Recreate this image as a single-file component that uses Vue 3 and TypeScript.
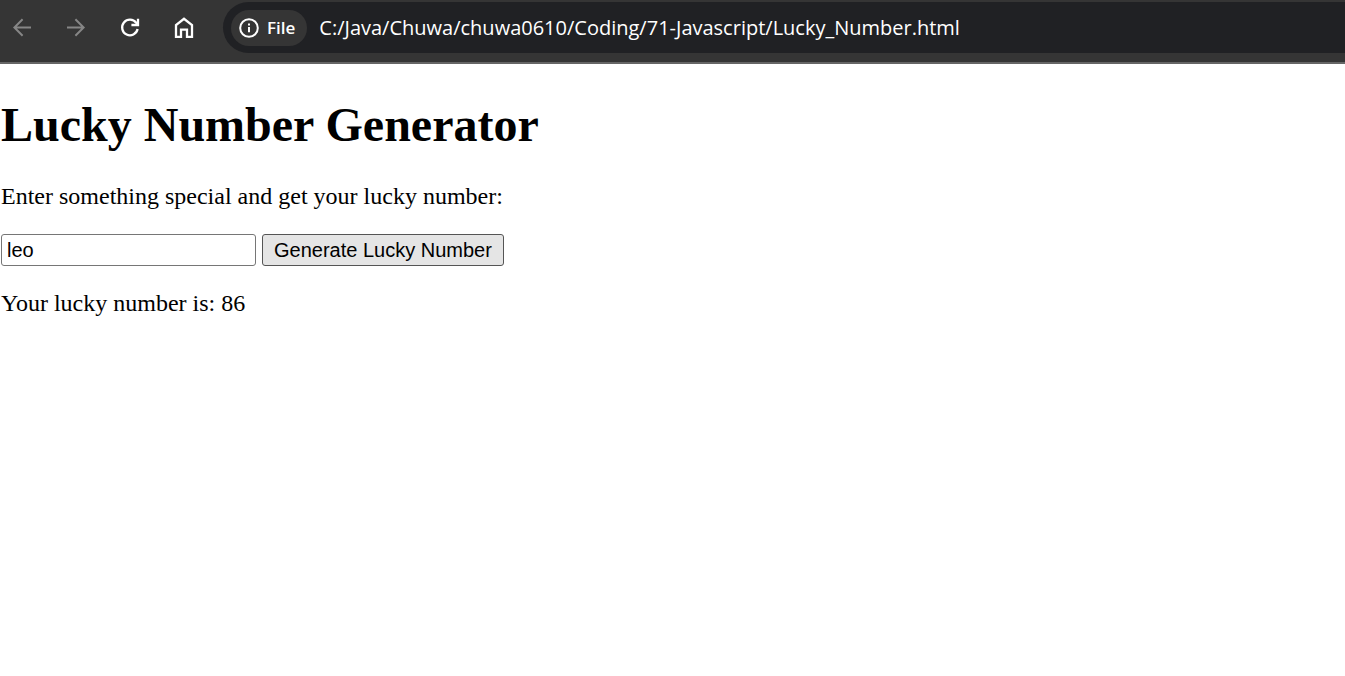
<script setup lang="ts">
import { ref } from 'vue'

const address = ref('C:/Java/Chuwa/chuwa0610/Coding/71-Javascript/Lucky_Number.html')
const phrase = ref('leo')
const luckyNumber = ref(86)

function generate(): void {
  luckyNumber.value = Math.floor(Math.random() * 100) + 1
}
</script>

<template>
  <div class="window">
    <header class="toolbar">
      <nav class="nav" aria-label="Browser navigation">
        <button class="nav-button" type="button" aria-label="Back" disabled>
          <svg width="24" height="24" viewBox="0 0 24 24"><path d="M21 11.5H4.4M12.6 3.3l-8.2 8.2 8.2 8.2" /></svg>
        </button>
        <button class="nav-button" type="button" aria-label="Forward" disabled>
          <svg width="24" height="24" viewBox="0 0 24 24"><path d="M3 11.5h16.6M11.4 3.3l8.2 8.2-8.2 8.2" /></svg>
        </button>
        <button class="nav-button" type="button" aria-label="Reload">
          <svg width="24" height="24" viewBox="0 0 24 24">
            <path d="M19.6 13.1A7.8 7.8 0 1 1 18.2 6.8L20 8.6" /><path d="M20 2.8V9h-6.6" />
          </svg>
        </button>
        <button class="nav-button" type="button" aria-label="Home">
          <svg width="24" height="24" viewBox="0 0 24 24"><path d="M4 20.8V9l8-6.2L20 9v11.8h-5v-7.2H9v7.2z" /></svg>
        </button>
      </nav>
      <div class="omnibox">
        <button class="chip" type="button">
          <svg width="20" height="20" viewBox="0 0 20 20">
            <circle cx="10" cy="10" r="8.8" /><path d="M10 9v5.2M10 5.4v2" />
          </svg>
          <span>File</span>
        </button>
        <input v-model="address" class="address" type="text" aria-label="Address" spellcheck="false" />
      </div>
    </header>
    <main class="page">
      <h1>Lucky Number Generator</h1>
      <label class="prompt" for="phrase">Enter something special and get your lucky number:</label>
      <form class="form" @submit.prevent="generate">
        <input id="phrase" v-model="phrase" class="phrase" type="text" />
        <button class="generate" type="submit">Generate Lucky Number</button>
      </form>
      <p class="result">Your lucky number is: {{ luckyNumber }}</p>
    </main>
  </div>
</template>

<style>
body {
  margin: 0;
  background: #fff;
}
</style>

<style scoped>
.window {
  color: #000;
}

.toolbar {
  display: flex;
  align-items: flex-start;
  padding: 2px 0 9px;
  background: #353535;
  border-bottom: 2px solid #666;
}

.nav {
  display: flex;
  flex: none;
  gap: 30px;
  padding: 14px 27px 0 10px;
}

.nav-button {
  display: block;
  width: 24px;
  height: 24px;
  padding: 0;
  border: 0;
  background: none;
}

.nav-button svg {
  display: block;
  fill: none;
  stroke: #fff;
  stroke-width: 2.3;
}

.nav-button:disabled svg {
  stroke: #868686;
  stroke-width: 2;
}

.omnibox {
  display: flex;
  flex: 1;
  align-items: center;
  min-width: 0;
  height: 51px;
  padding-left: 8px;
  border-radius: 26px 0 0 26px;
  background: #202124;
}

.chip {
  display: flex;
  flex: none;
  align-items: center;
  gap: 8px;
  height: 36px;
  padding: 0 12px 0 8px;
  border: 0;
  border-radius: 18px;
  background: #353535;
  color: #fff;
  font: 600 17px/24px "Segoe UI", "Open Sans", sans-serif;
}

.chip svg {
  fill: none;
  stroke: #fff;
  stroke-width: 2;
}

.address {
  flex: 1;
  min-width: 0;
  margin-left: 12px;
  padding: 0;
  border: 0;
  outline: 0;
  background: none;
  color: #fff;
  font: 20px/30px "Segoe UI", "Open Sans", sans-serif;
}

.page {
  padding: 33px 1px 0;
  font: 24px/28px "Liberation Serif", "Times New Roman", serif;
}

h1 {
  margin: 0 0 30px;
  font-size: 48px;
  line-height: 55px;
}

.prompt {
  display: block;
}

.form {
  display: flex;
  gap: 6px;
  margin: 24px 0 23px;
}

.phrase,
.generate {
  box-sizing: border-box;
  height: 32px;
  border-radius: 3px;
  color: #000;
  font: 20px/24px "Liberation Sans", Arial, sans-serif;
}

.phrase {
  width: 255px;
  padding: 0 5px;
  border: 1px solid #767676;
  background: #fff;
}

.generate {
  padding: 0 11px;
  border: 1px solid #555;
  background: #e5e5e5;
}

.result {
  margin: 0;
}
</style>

__Written exercise__.
Copy all the data exactly as written, but skip any picture.

__The result__.
Recreate this image as a single-file component that uses Vue 3 and TypeScript.
<script setup lang="ts">
import { ref } from 'vue'

const address = ref('C:/Java/Chuwa/chuwa0610/Coding/71-Javascript/Lucky_Number.html')
const phrase = ref('leo')
const luckyNumber = ref(86)

function generate(): void {
  luckyNumber.value = Math.floor(Math.random() * 100) + 1
}
</script>

<template>
  <div class="window">
    <header class="toolbar">
      <nav class="nav" aria-label="Browser navigation">
        <button class="nav-button" type="button" aria-label="Back" disabled>
          <svg width="24" height="24" viewBox="0 0 24 24"><path d="M21 11.5H4.4M12.6 3.3l-8.2 8.2 8.2 8.2" /></svg>
        </button>
        <button class="nav-button" type="button" aria-label="Forward" disabled>
          <svg width="24" height="24" viewBox="0 0 24 24"><path d="M3 11.5h16.6M11.4 3.3l8.2 8.2-8.2 8.2" /></svg>
        </button>
        <button class="nav-button" type="button" aria-label="Reload">
          <svg width="24" height="24" viewBox="0 0 24 24">
            <path d="M19.6 13.1A7.8 7.8 0 1 1 18.2 6.8L20 8.6" /><path d="M20 2.8V9h-6.6" />
          </svg>
        </button>
        <button class="nav-button" type="button" aria-label="Home">
          <svg width="24" height="24" viewBox="0 0 24 24"><path d="M4 20.8V9l8-6.2L20 9v11.8h-5v-7.2H9v7.2z" /></svg>
        </button>
      </nav>
      <div class="omnibox">
        <button class="chip" type="button">
          <svg width="20" height="20" viewBox="0 0 20 20">
            <circle cx="10" cy="10" r="8.8" /><path d="M10 9v5.2M10 5.4v2" />
          </svg>
          <span>File</span>
        </button>
        <input v-model="address" class="address" type="text" aria-label="Address" spellcheck="false" />
      </div>
    </header>
    <main class="page">
      <h1>Lucky Number Generator</h1>
      <label class="prompt" for="phrase">Enter something special and get your lucky number:</label>
      <form class="form" @submit.prevent="generate">
        <input id="phrase" v-model="phrase" class="phrase" type="text" />
        <button class="generate" type="submit">Generate Lucky Number</button>
      </form>
      <p class="result">Your lucky number is: {{ luckyNumber }}</p>
    </main>
  </div>
</template>

<style>
body {
  margin: 0;
  background: #fff;
}
</style>

<style scoped>
.window {
  color: #000;
}

.toolbar {
  display: flex;
  align-items: flex-start;
  padding: 2px 0 9px;
  background: #353535;
  border-bottom: 2px solid #666;
}

.nav {
  display: flex;
  flex: none;
  gap: 30px;
  padding: 14px 27px 0 10px;
}

.nav-button {
  display: block;
  width: 24px;
  height: 24px;
  padding: 0;
  border: 0;
  background: none;
}

.nav-button svg {
  display: block;
  fill: none;
  stroke: #fff;
  stroke-width: 2.3;
}

.nav-button:disabled svg {
  stroke: #868686;
  stroke-width: 2;
}

.omnibox {
  display: flex;
  flex: 1;
  align-items: center;
  min-width: 0;
  height: 51px;
  padding-left: 8px;
  border-radius: 26px 0 0 26px;
  background: #202124;
}

.chip {
  display: flex;
  flex: none;
  align-items: center;
  gap: 8px;
  height: 36px;
  padding: 0 12px 0 8px;
  border: 0;
  border-radius: 18px;
  background: #353535;
  color: #fff;
  font: 600 17px/24px "Segoe UI", "Open Sans", sans-serif;
}

.chip svg {
  fill: none;
  stroke: #fff;
  stroke-width: 2;
}

.address {
  flex: 1;
  min-width: 0;
  margin-left: 12px;
  padding: 0;
  border: 0;
  outline: 0;
  background: none;
  color: #fff;
  font: 20px/30px "Segoe UI", "Open Sans", sans-serif;
}

.page {
  padding: 33px 1px 0;
  font: 24px/28px "Liberation Serif", "Times New Roman", serif;
}

h1 {
  margin: 0 0 30px;
  font-size: 48px;
  line-height: 55px;
}

.prompt {
  display: block;
}

.form {
  display: flex;
  gap: 6px;
  margin: 24px 0 23px;
}

.phrase,
.generate {
  box-sizing: border-box;
  height: 32px;
  border-radius: 3px;
  color: #000;
  font: 20px/24px "Liberation Sans", Arial, sans-serif;
}

.phrase {
  width: 255px;
  padding: 0 5px;
  border: 1px solid #767676;
  background: #fff;
}

.generate {
  padding: 0 11px;
  border: 1px solid #555;
  background: #e5e5e5;
}

.result {
  margin: 0;
}
</style>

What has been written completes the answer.